> **Data listing**:
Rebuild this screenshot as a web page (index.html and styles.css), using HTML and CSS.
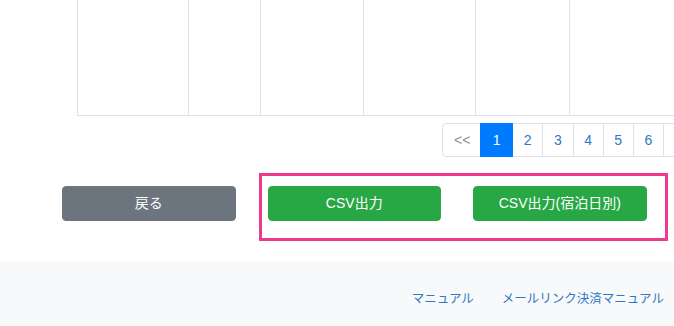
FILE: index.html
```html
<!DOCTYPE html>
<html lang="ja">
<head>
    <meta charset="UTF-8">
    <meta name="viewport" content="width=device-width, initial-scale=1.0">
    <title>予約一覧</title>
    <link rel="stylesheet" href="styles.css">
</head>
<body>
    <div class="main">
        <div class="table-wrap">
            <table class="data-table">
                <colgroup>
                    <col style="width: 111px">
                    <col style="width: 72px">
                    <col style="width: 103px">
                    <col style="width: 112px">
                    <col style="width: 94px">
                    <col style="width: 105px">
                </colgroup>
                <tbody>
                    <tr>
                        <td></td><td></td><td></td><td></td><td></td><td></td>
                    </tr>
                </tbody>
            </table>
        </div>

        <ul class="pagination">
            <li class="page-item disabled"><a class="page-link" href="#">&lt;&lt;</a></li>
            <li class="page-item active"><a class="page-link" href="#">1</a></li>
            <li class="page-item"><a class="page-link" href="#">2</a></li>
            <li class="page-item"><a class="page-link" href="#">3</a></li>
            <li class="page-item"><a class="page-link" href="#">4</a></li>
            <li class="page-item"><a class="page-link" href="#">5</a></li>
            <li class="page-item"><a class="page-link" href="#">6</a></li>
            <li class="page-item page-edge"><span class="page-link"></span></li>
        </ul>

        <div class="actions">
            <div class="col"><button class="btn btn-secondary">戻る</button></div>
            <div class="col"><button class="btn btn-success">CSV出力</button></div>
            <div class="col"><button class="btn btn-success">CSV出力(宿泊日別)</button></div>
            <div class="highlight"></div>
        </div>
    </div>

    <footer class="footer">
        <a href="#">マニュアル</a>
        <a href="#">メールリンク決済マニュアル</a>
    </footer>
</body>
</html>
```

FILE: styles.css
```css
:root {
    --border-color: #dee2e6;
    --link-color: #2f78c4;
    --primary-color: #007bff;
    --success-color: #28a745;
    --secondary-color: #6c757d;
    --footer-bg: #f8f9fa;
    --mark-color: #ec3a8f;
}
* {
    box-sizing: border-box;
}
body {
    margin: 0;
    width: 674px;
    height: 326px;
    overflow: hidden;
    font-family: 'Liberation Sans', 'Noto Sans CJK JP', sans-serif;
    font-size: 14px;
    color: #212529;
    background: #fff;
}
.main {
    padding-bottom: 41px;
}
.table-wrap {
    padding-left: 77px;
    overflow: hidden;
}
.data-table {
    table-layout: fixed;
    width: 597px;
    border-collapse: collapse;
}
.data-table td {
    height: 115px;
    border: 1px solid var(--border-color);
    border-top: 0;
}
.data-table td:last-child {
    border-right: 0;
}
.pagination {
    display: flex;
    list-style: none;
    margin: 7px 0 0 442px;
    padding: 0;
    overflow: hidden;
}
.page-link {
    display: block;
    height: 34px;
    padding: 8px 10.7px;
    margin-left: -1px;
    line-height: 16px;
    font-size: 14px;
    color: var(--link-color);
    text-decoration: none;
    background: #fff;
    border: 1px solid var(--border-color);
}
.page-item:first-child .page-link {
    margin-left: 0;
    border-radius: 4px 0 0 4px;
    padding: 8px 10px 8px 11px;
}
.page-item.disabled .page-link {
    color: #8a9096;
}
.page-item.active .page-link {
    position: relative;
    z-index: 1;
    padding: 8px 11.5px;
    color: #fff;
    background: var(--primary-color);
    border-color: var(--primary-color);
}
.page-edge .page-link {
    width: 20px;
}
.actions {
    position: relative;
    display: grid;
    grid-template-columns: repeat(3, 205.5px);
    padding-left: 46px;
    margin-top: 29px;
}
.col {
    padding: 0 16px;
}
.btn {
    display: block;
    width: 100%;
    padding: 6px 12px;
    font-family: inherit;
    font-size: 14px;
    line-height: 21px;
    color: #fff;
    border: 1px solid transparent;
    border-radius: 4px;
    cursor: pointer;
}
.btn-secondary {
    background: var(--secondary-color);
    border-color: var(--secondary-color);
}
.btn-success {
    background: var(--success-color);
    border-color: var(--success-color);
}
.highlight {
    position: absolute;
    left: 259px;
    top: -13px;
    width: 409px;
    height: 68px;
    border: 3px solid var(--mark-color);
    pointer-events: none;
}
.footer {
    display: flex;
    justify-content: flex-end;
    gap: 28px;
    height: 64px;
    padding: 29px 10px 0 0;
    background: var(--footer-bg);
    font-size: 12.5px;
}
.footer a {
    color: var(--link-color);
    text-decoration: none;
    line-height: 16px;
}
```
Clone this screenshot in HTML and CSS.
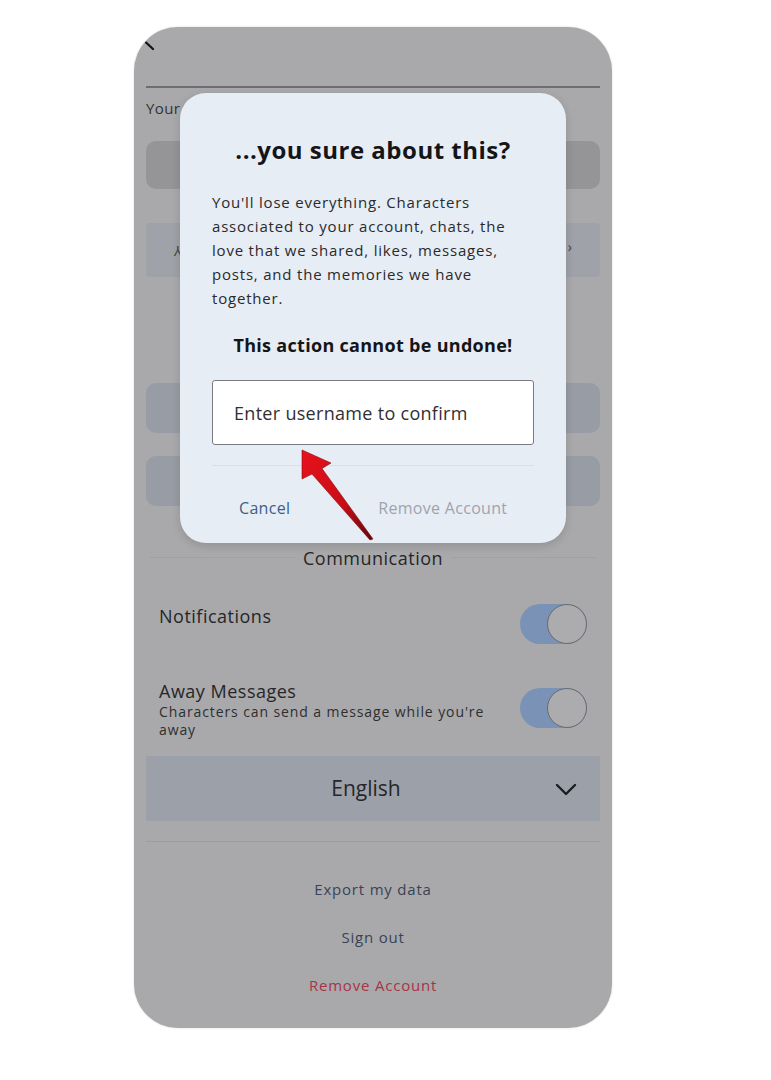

> **Your objective**: Keep the pictures out of the copy and return the rest of the data above exactly.

> **Worked solution**:
Rebuild this screenshot as a web page (index.html and styles.css), using HTML and CSS.
FILE: index.html
```html
<!DOCTYPE html>
<html lang="ja">
<head>
    <meta charset="UTF-8">
    <meta name="viewport" content="width=device-width, initial-scale=1.0">
    <title>予約一覧</title>
    <link rel="stylesheet" href="styles.css">
</head>
<body>
    <div class="main">
        <div class="table-wrap">
            <table class="data-table">
                <colgroup>
                    <col style="width: 111px">
                    <col style="width: 72px">
                    <col style="width: 103px">
                    <col style="width: 112px">
                    <col style="width: 94px">
                    <col style="width: 105px">
                </colgroup>
                <tbody>
                    <tr>
                        <td></td><td></td><td></td><td></td><td></td><td></td>
                    </tr>
                </tbody>
            </table>
        </div>

        <ul class="pagination">
            <li class="page-item disabled"><a class="page-link" href="#">&lt;&lt;</a></li>
            <li class="page-item active"><a class="page-link" href="#">1</a></li>
            <li class="page-item"><a class="page-link" href="#">2</a></li>
            <li class="page-item"><a class="page-link" href="#">3</a></li>
            <li class="page-item"><a class="page-link" href="#">4</a></li>
            <li class="page-item"><a class="page-link" href="#">5</a></li>
            <li class="page-item"><a class="page-link" href="#">6</a></li>
            <li class="page-item page-edge"><span class="page-link"></span></li>
        </ul>

        <div class="actions">
            <div class="col"><button class="btn btn-secondary">戻る</button></div>
            <div class="col"><button class="btn btn-success">CSV出力</button></div>
            <div class="col"><button class="btn btn-success">CSV出力(宿泊日別)</button></div>
            <div class="highlight"></div>
        </div>
    </div>

    <footer class="footer">
        <a href="#">マニュアル</a>
        <a href="#">メールリンク決済マニュアル</a>
    </footer>
</body>
</html>
```

FILE: styles.css
```css
:root {
    --border-color: #dee2e6;
    --link-color: #2f78c4;
    --primary-color: #007bff;
    --success-color: #28a745;
    --secondary-color: #6c757d;
    --footer-bg: #f8f9fa;
    --mark-color: #ec3a8f;
}
* {
    box-sizing: border-box;
}
body {
    margin: 0;
    width: 674px;
    height: 326px;
    overflow: hidden;
    font-family: 'Liberation Sans', 'Noto Sans CJK JP', sans-serif;
    font-size: 14px;
    color: #212529;
    background: #fff;
}
.main {
    padding-bottom: 41px;
}
.table-wrap {
    padding-left: 77px;
    overflow: hidden;
}
.data-table {
    table-layout: fixed;
    width: 597px;
    border-collapse: collapse;
}
.data-table td {
    height: 115px;
    border: 1px solid var(--border-color);
    border-top: 0;
}
.data-table td:last-child {
    border-right: 0;
}
.pagination {
    display: flex;
    list-style: none;
    margin: 7px 0 0 442px;
    padding: 0;
    overflow: hidden;
}
.page-link {
    display: block;
    height: 34px;
    padding: 8px 10.7px;
    margin-left: -1px;
    line-height: 16px;
    font-size: 14px;
    color: var(--link-color);
    text-decoration: none;
    background: #fff;
    border: 1px solid var(--border-color);
}
.page-item:first-child .page-link {
    margin-left: 0;
    border-radius: 4px 0 0 4px;
    padding: 8px 10px 8px 11px;
}
.page-item.disabled .page-link {
    color: #8a9096;
}
.page-item.active .page-link {
    position: relative;
    z-index: 1;
    padding: 8px 11.5px;
    color: #fff;
    background: var(--primary-color);
    border-color: var(--primary-color);
}
.page-edge .page-link {
    width: 20px;
}
.actions {
    position: relative;
    display: grid;
    grid-template-columns: repeat(3, 205.5px);
    padding-left: 46px;
    margin-top: 29px;
}
.col {
    padding: 0 16px;
}
.btn {
    display: block;
    width: 100%;
    padding: 6px 12px;
    font-family: inherit;
    font-size: 14px;
    line-height: 21px;
    color: #fff;
    border: 1px solid transparent;
    border-radius: 4px;
    cursor: pointer;
}
.btn-secondary {
    background: var(--secondary-color);
    border-color: var(--secondary-color);
}
.btn-success {
    background: var(--success-color);
    border-color: var(--success-color);
}
.highlight {
    position: absolute;
    left: 259px;
    top: -13px;
    width: 409px;
    height: 68px;
    border: 3px solid var(--mark-color);
    pointer-events: none;
}
.footer {
    display: flex;
    justify-content: flex-end;
    gap: 28px;
    height: 64px;
    padding: 29px 10px 0 0;
    background: var(--footer-bg);
    font-size: 12.5px;
}
.footer a {
    color: var(--link-color);
    text-decoration: none;
    line-height: 16px;
}
```
Clone this screenshot in HTML and CSS.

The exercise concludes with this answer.